▶ GOAL OF THE EXERCISE
Repeat the listing word for word. No pictures belong in the copy.

▶ DATA LINES
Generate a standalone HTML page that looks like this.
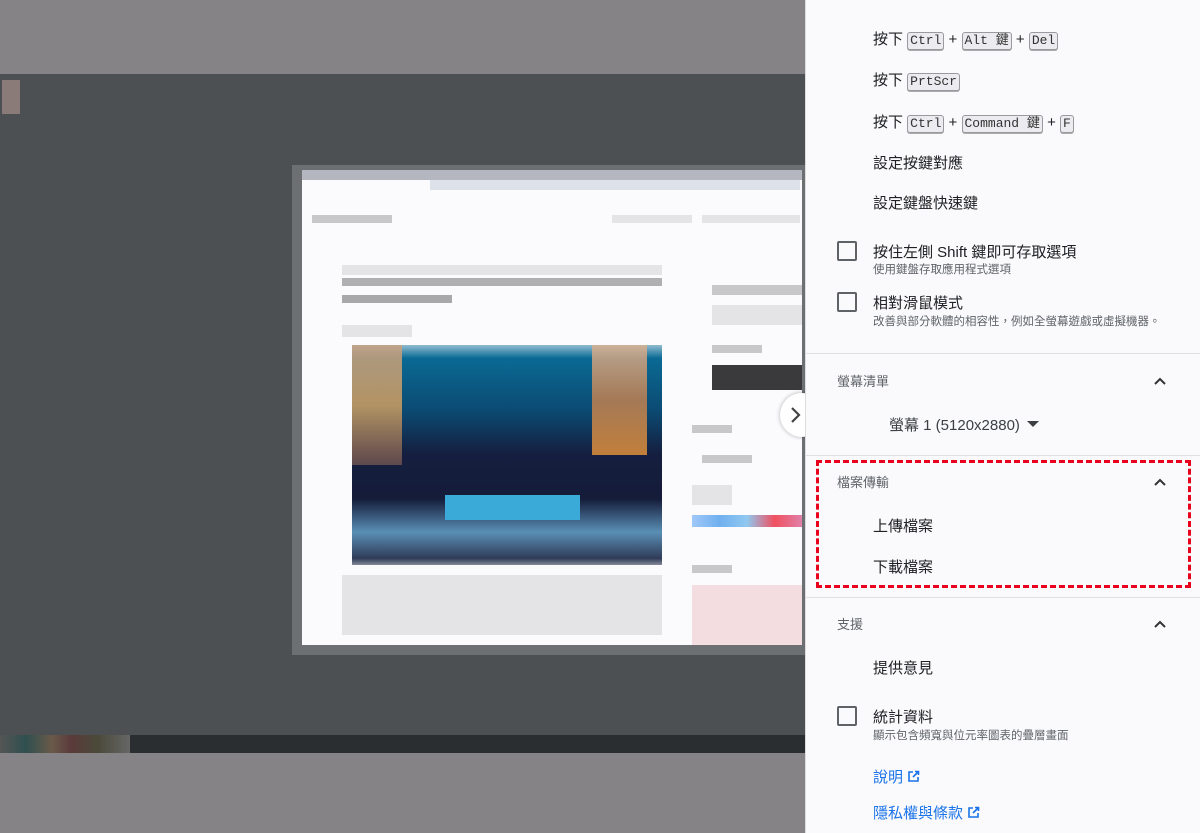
<!DOCTYPE html>
<html><head><meta charset="utf-8"><style>
*{margin:0;padding:0;box-sizing:border-box}
body{width:1200px;height:833px;overflow:hidden;position:relative;background:#858386;font-family:"Liberation Sans","Noto Sans CJK TC",sans-serif}
.a{position:absolute}
.k{font-family:"Liberation Mono",monospace;font-size:13px;border:1px solid #9a9a9e;border-radius:3px;background:#ececf0;padding:0 2px;color:#333;line-height:16px;display:inline-block;box-shadow:0 1px 0 #aaa}
.row{position:absolute;left:873px;font-size:15px;color:#202124;white-space:nowrap}
.sub{font-size:11px;color:#5f6368}
.cb{position:absolute;left:837px;width:20px;height:20px;border:2px solid #5f6368;border-radius:2px}
.hd{position:absolute;left:837px;font-size:13px;color:#5f6368}
.car{position:absolute;left:1153px;width:14px;height:10px}
.g{position:absolute;background:#c8c8ca}
.lg{position:absolute;background:#e4e4e6}
</style></head><body>
<div class="a" style="left:0;top:74px;width:805px;height:661px;background:#4c5053"></div>
<div class="a" style="left:0;top:735px;width:805px;height:18px;background:#2a2e31"></div>
<div class="a" style="left:0;top:735px;width:130px;height:18px;background:linear-gradient(90deg,#555 0,#2f4f4f 20%,#6a5a4a 40%,#5a3a3a 55%,#4a4a3a 75%,#666 100%)"></div>
<div class="a" style="left:2px;top:80px;width:18px;height:34px;background:#8a7a78"></div>
<div class="a" style="left:292px;top:165px;width:513px;height:490px;background:#6d7073"></div>
<div class="a" style="left:302px;top:170px;width:500px;height:475px;background:#fbfbfd"></div>
<div class="a" style="left:302px;top:170px;width:500px;height:10px;background:#b4b7c0"></div>
<div class="a" style="left:430px;top:180px;width:370px;height:10px;background:#dde2ea"></div>
<div class="g" style="left:312px;top:215px;width:80px;height:8px"></div>
<div class="lg" style="left:612px;top:215px;width:80px;height:8px"></div>
<div class="lg" style="left:702px;top:215px;width:98px;height:8px"></div>
<div class="lg" style="left:342px;top:265px;width:320px;height:10px"></div>
<div class="g" style="left:342px;top:278px;width:320px;height:8px;background:#b0b0b2"></div>
<div class="g" style="left:342px;top:295px;width:110px;height:8px;background:#a8a8aa"></div>
<div class="lg" style="left:342px;top:325px;width:70px;height:12px"></div>
<div class="a" style="left:352px;top:345px;width:310px;height:220px;background:linear-gradient(180deg,#8fbcd0 0,#0a6a94 6%,#0b4a72 30%,#151e3e 50%,#151c3a 70%,#5a8fb5 85%,#2f3b58 97%,#858a9a 100%)"></div>
<div class="a" style="left:352px;top:345px;width:50px;height:120px;background:linear-gradient(180deg,#c8a080,#d0a060,#6a5050);opacity:.85"></div>
<div class="a" style="left:592px;top:345px;width:55px;height:110px;background:linear-gradient(180deg,#d8b090,#c08050,#e0903a);opacity:.85"></div>
<div class="a" style="left:445px;top:495px;width:135px;height:25px;background:#3aaad8"></div>
<div class="lg" style="left:342px;top:575px;width:320px;height:60px"></div>
<div class="g" style="left:712px;top:285px;width:90px;height:10px"></div>
<div class="lg" style="left:712px;top:305px;width:90px;height:20px"></div>
<div class="g" style="left:712px;top:345px;width:50px;height:8px"></div>
<div class="a" style="left:712px;top:365px;width:90px;height:25px;background:#3a3a3c"></div>
<div class="g" style="left:692px;top:425px;width:40px;height:8px"></div>
<div class="g" style="left:702px;top:455px;width:50px;height:8px"></div>
<div class="lg" style="left:692px;top:485px;width:40px;height:20px"></div>
<div class="a" style="left:692px;top:515px;width:110px;height:12px;background:linear-gradient(90deg,#a0c8f8,#70b0f0,#90c8f0,#f05060,#e080a8)"></div>
<div class="g" style="left:692px;top:565px;width:40px;height:8px"></div>
<div class="a" style="left:692px;top:585px;width:110px;height:60px;background:#f3dde0"></div>
<div class="a" style="left:780px;top:393px;width:44px;height:44px;border-radius:50%;background:#fff;box-shadow:0 0 4px rgba(0,0,0,.3)"></div>
<svg class="a" style="left:789px;top:405px" width="14" height="20"><path d="M3 3l7 7-7 7" fill="none" stroke="#444" stroke-width="2.2"/></svg>
<div class="a" style="left:805px;top:0;width:395px;height:833px;background:#fafafc;border-left:1px solid #ddd"></div>
<div class="row" style="top:28px">按下 <span class="k">Ctrl</span> + <span class="k">Alt 鍵</span> + <span class="k">Del</span></div>
<div class="row" style="top:69px">按下 <span class="k">PrtScr</span></div>
<div class="row" style="top:111px">按下 <span class="k">Ctrl</span> + <span class="k">Command 鍵</span> + <span class="k">F</span></div>
<div class="row" style="top:152px">設定按鍵對應</div>
<div class="row" style="top:192px">設定鍵盤快速鍵</div>
<div class="cb" style="top:241px"></div>
<div class="row" style="top:241px">按住左側 Shift 鍵即可存取選項</div>
<div class="row sub" style="top:261px;font-size:11.5px">使用鍵盤存取應用程式選項</div>
<div class="cb" style="top:292px"></div>
<div class="row" style="top:292px">相對滑鼠模式</div>
<div class="row sub" style="top:313px;font-size:11.5px">改善與部分軟體的相容性，例如全螢幕遊戲或虛擬機器。</div>
<div class="a" style="left:805px;top:353px;width:395px;height:1px;background:#e0e0e2"></div>
<div class="hd" style="top:371px">螢幕清單</div>
<svg class="car" style="top:376px"><path d="M2 8l5-5 5 5" fill="none" stroke="#333" stroke-width="2"/></svg>
<div class="row" style="left:889px;top:414px;color:#3c4043">螢幕 1 (5120x2880) <svg width="12" height="8" style="vertical-align:2px;margin-left:3px"><path d="M0 1h12L6 7z" fill="#3c4043"/></svg></div>
<div class="a" style="left:805px;top:455px;width:395px;height:1px;background:#e0e0e2"></div>
<div class="a" style="left:816px;top:460px;width:375px;height:128px;border:3px dashed #e8001c"></div>
<div class="hd" style="top:472px">檔案傳輸</div>
<svg class="car" style="top:477px"><path d="M2 8l5-5 5 5" fill="none" stroke="#333" stroke-width="2"/></svg>
<div class="row" style="top:515px">上傳檔案</div>
<div class="row" style="top:556px">下載檔案</div>
<div class="a" style="left:805px;top:597px;width:395px;height:1px;background:#e0e0e2"></div>
<div class="hd" style="top:614px">支援</div>
<svg class="car" style="top:619px"><path d="M2 8l5-5 5 5" fill="none" stroke="#333" stroke-width="2"/></svg>
<div class="row" style="top:657px">提供意見</div>
<div class="cb" style="top:706px"></div>
<div class="row" style="top:706px">統計資料</div>
<div class="row sub" style="top:727px;font-size:11.5px">顯示包含頻寬與位元率圖表的疊層畫面</div>
<div class="row" style="top:766px;color:#1a73e8">說明 <svg width="13" height="13" style="vertical-align:-1px"><path d="M6 2H2v9h9V7M8 1.5h3.5V5M11.5 1.5L6 7" fill="none" stroke="#1a73e8" stroke-width="1.6"/></svg></div>
<div class="row" style="top:802px;color:#1a73e8">隱私權與條款 <svg width="13" height="13" style="vertical-align:-1px"><path d="M6 2H2v9h9V7M8 1.5h3.5V5M11.5 1.5L6 7" fill="none" stroke="#1a73e8" stroke-width="1.6"/></svg></div>
</body></html>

▶ OUTPUT
Generate a standalone HTML page that looks like this.
<!DOCTYPE html>
<html><head><meta charset="utf-8"><style>
*{margin:0;padding:0;box-sizing:border-box}
body{width:1200px;height:833px;overflow:hidden;position:relative;background:#858386;font-family:"Liberation Sans","Noto Sans CJK TC",sans-serif}
.a{position:absolute}
.k{font-family:"Liberation Mono",monospace;font-size:13px;border:1px solid #9a9a9e;border-radius:3px;background:#ececf0;padding:0 2px;color:#333;line-height:16px;display:inline-block;box-shadow:0 1px 0 #aaa}
.row{position:absolute;left:873px;font-size:15px;color:#202124;white-space:nowrap}
.sub{font-size:11px;color:#5f6368}
.cb{position:absolute;left:837px;width:20px;height:20px;border:2px solid #5f6368;border-radius:2px}
.hd{position:absolute;left:837px;font-size:13px;color:#5f6368}
.car{position:absolute;left:1153px;width:14px;height:10px}
.g{position:absolute;background:#c8c8ca}
.lg{position:absolute;background:#e4e4e6}
</style></head><body>
<div class="a" style="left:0;top:74px;width:805px;height:661px;background:#4c5053"></div>
<div class="a" style="left:0;top:735px;width:805px;height:18px;background:#2a2e31"></div>
<div class="a" style="left:0;top:735px;width:130px;height:18px;background:linear-gradient(90deg,#555 0,#2f4f4f 20%,#6a5a4a 40%,#5a3a3a 55%,#4a4a3a 75%,#666 100%)"></div>
<div class="a" style="left:2px;top:80px;width:18px;height:34px;background:#8a7a78"></div>
<div class="a" style="left:292px;top:165px;width:513px;height:490px;background:#6d7073"></div>
<div class="a" style="left:302px;top:170px;width:500px;height:475px;background:#fbfbfd"></div>
<div class="a" style="left:302px;top:170px;width:500px;height:10px;background:#b4b7c0"></div>
<div class="a" style="left:430px;top:180px;width:370px;height:10px;background:#dde2ea"></div>
<div class="g" style="left:312px;top:215px;width:80px;height:8px"></div>
<div class="lg" style="left:612px;top:215px;width:80px;height:8px"></div>
<div class="lg" style="left:702px;top:215px;width:98px;height:8px"></div>
<div class="lg" style="left:342px;top:265px;width:320px;height:10px"></div>
<div class="g" style="left:342px;top:278px;width:320px;height:8px;background:#b0b0b2"></div>
<div class="g" style="left:342px;top:295px;width:110px;height:8px;background:#a8a8aa"></div>
<div class="lg" style="left:342px;top:325px;width:70px;height:12px"></div>
<div class="a" style="left:352px;top:345px;width:310px;height:220px;background:linear-gradient(180deg,#8fbcd0 0,#0a6a94 6%,#0b4a72 30%,#151e3e 50%,#151c3a 70%,#5a8fb5 85%,#2f3b58 97%,#858a9a 100%)"></div>
<div class="a" style="left:352px;top:345px;width:50px;height:120px;background:linear-gradient(180deg,#c8a080,#d0a060,#6a5050);opacity:.85"></div>
<div class="a" style="left:592px;top:345px;width:55px;height:110px;background:linear-gradient(180deg,#d8b090,#c08050,#e0903a);opacity:.85"></div>
<div class="a" style="left:445px;top:495px;width:135px;height:25px;background:#3aaad8"></div>
<div class="lg" style="left:342px;top:575px;width:320px;height:60px"></div>
<div class="g" style="left:712px;top:285px;width:90px;height:10px"></div>
<div class="lg" style="left:712px;top:305px;width:90px;height:20px"></div>
<div class="g" style="left:712px;top:345px;width:50px;height:8px"></div>
<div class="a" style="left:712px;top:365px;width:90px;height:25px;background:#3a3a3c"></div>
<div class="g" style="left:692px;top:425px;width:40px;height:8px"></div>
<div class="g" style="left:702px;top:455px;width:50px;height:8px"></div>
<div class="lg" style="left:692px;top:485px;width:40px;height:20px"></div>
<div class="a" style="left:692px;top:515px;width:110px;height:12px;background:linear-gradient(90deg,#a0c8f8,#70b0f0,#90c8f0,#f05060,#e080a8)"></div>
<div class="g" style="left:692px;top:565px;width:40px;height:8px"></div>
<div class="a" style="left:692px;top:585px;width:110px;height:60px;background:#f3dde0"></div>
<div class="a" style="left:780px;top:393px;width:44px;height:44px;border-radius:50%;background:#fff;box-shadow:0 0 4px rgba(0,0,0,.3)"></div>
<svg class="a" style="left:789px;top:405px" width="14" height="20"><path d="M3 3l7 7-7 7" fill="none" stroke="#444" stroke-width="2.2"/></svg>
<div class="a" style="left:805px;top:0;width:395px;height:833px;background:#fafafc;border-left:1px solid #ddd"></div>
<div class="row" style="top:28px">按下 <span class="k">Ctrl</span> + <span class="k">Alt 鍵</span> + <span class="k">Del</span></div>
<div class="row" style="top:69px">按下 <span class="k">PrtScr</span></div>
<div class="row" style="top:111px">按下 <span class="k">Ctrl</span> + <span class="k">Command 鍵</span> + <span class="k">F</span></div>
<div class="row" style="top:152px">設定按鍵對應</div>
<div class="row" style="top:192px">設定鍵盤快速鍵</div>
<div class="cb" style="top:241px"></div>
<div class="row" style="top:241px">按住左側 Shift 鍵即可存取選項</div>
<div class="row sub" style="top:261px;font-size:11.5px">使用鍵盤存取應用程式選項</div>
<div class="cb" style="top:292px"></div>
<div class="row" style="top:292px">相對滑鼠模式</div>
<div class="row sub" style="top:313px;font-size:11.5px">改善與部分軟體的相容性，例如全螢幕遊戲或虛擬機器。</div>
<div class="a" style="left:805px;top:353px;width:395px;height:1px;background:#e0e0e2"></div>
<div class="hd" style="top:371px">螢幕清單</div>
<svg class="car" style="top:376px"><path d="M2 8l5-5 5 5" fill="none" stroke="#333" stroke-width="2"/></svg>
<div class="row" style="left:889px;top:414px;color:#3c4043">螢幕 1 (5120x2880) <svg width="12" height="8" style="vertical-align:2px;margin-left:3px"><path d="M0 1h12L6 7z" fill="#3c4043"/></svg></div>
<div class="a" style="left:805px;top:455px;width:395px;height:1px;background:#e0e0e2"></div>
<div class="a" style="left:816px;top:460px;width:375px;height:128px;border:3px dashed #e8001c"></div>
<div class="hd" style="top:472px">檔案傳輸</div>
<svg class="car" style="top:477px"><path d="M2 8l5-5 5 5" fill="none" stroke="#333" stroke-width="2"/></svg>
<div class="row" style="top:515px">上傳檔案</div>
<div class="row" style="top:556px">下載檔案</div>
<div class="a" style="left:805px;top:597px;width:395px;height:1px;background:#e0e0e2"></div>
<div class="hd" style="top:614px">支援</div>
<svg class="car" style="top:619px"><path d="M2 8l5-5 5 5" fill="none" stroke="#333" stroke-width="2"/></svg>
<div class="row" style="top:657px">提供意見</div>
<div class="cb" style="top:706px"></div>
<div class="row" style="top:706px">統計資料</div>
<div class="row sub" style="top:727px;font-size:11.5px">顯示包含頻寬與位元率圖表的疊層畫面</div>
<div class="row" style="top:766px;color:#1a73e8">說明 <svg width="13" height="13" style="vertical-align:-1px"><path d="M6 2H2v9h9V7M8 1.5h3.5V5M11.5 1.5L6 7" fill="none" stroke="#1a73e8" stroke-width="1.6"/></svg></div>
<div class="row" style="top:802px;color:#1a73e8">隱私權與條款 <svg width="13" height="13" style="vertical-align:-1px"><path d="M6 2H2v9h9V7M8 1.5h3.5V5M11.5 1.5L6 7" fill="none" stroke="#1a73e8" stroke-width="1.6"/></svg></div>
</body></html>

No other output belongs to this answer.